The sound design supports the action without being intrusive, maintaining a steady, medieval fantasy tone that fits the theme.
Where It Becomes Predictable
For all its strengths, Knight Castle Defender does settle into a predictable rhythm. The core loop — place defenders, use abilities, repel enemies — remains largely unchanged throughout the campaign.
While new enemy types and defenders add variety, the structure of each level feels familiar. Players looking for dramatic twists or evolving mechanics may find the experience a little too consistent.
Similarly, the cosmetic customisation, while pleasant, doesn’t meaningfully affect gameplay, which can make rewards feel less impactful over time.
A Comfortable, Reliable Strategy Experience
What Knight Castle Defender does exceptionally well is provide a reliable, thoughtful strategy experience that never overwhelms and rarely frustrates.
It’s the kind of game you can return to whenever you want a measured tactical challenge without needing to relearn complex systems. Its simplicity is part of its appeal.

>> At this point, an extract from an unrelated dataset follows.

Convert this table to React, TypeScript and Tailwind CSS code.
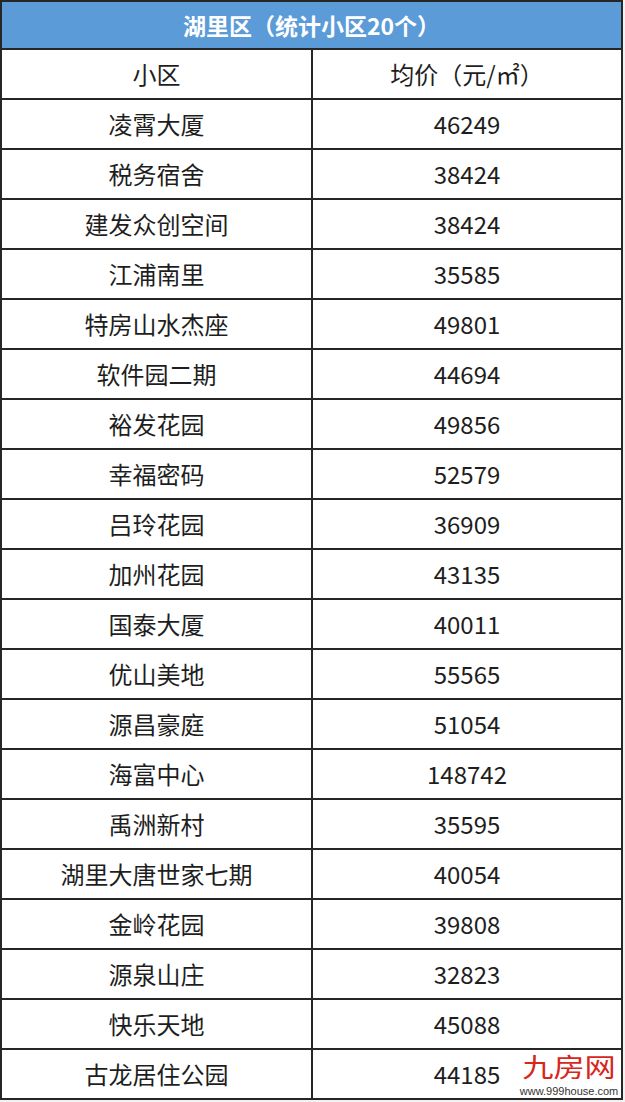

The turn-based approach gives it a unique identity among defence games, making it feel calmer and more deliberate than many of its peers.
Final Verdict
Knight Castle Defender offers a solid, thoughtfully paced blend of turn-based tactics and castle defence across 100 well-structured levels. While the formula becomes predictable over time, the variety of defenders, meaningful abilities, and steady progression make it an enjoyable and accessible strategy experience that rewards careful planning over frantic reactions.